§ **EXERCISE PROMPT**:
Copy each line below that includes "this".

*** INPUT ROWS ***

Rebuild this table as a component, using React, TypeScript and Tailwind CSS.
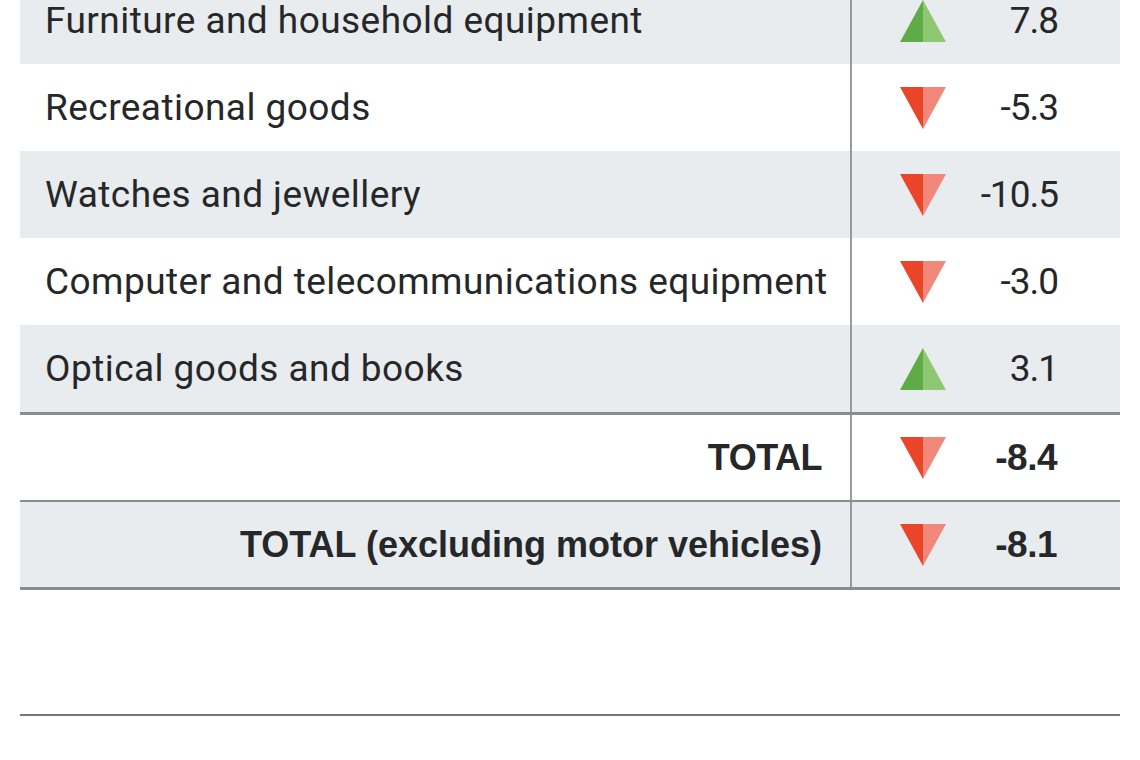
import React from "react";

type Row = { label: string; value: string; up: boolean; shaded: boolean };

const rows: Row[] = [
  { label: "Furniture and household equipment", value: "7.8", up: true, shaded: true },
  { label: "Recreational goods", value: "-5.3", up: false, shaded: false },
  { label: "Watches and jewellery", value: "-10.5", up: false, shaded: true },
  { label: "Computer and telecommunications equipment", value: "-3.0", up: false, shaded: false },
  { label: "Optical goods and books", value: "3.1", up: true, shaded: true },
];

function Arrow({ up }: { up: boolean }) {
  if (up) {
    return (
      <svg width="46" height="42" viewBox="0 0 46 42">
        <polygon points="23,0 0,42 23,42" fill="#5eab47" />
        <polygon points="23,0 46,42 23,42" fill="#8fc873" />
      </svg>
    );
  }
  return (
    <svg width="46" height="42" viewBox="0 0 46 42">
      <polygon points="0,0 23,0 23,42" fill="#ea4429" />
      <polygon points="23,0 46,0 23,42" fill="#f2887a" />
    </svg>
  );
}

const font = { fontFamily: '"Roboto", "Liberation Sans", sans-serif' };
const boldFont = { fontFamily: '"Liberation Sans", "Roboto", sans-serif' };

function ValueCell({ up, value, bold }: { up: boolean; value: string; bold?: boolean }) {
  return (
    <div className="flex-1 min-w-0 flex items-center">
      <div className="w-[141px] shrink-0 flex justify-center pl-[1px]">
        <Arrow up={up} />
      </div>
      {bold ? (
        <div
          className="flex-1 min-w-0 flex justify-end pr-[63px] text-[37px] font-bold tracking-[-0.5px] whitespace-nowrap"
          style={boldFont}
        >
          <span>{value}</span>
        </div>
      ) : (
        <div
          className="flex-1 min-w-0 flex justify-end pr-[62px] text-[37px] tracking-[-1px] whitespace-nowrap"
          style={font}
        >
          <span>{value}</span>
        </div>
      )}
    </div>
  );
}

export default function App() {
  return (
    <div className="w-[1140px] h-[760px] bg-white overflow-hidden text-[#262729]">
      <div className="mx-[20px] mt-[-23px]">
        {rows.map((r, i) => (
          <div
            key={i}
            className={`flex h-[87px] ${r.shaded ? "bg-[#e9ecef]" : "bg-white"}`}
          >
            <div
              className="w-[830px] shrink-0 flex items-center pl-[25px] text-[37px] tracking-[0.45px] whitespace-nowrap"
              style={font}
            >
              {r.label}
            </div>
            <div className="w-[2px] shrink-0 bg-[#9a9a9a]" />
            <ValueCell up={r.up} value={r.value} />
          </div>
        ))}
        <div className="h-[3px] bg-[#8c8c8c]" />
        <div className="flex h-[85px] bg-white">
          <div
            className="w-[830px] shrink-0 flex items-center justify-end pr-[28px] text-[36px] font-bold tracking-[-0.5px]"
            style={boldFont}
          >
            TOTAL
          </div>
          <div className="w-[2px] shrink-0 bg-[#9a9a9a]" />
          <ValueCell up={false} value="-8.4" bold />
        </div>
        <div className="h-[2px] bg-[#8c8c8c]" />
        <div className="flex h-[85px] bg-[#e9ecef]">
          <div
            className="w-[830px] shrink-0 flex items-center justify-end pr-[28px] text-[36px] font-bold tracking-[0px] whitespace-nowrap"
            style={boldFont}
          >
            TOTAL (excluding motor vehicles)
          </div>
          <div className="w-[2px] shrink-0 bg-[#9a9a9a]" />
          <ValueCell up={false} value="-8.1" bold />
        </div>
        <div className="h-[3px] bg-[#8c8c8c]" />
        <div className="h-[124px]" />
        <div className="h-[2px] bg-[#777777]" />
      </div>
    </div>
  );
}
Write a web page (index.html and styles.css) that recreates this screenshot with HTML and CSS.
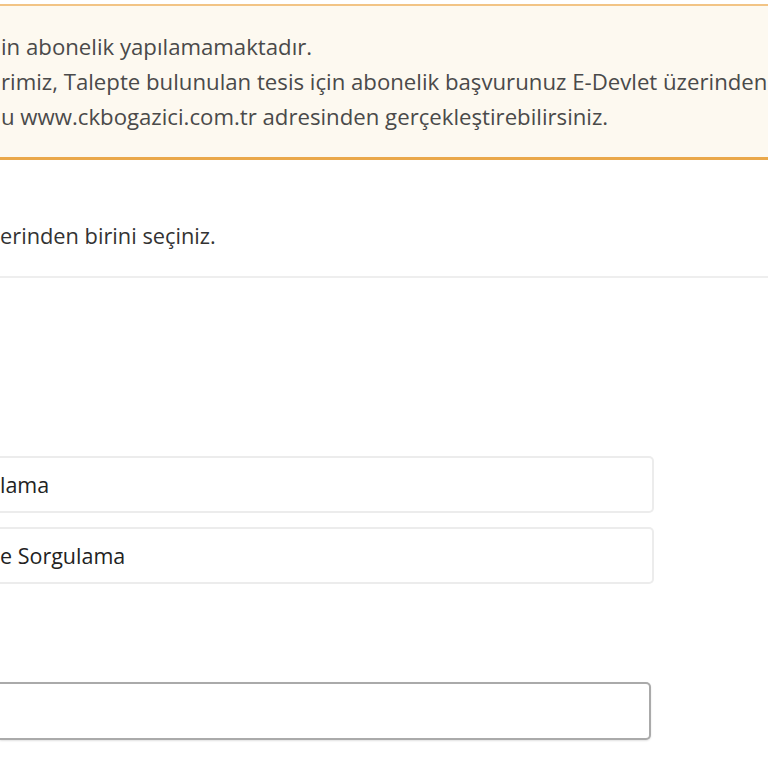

***

§ **CORRECT RESULT**:
Rebuild this table as a component, using React, TypeScript and Tailwind CSS.
Write a web page (index.html and styles.css) that recreates this screenshot with HTML and CSS.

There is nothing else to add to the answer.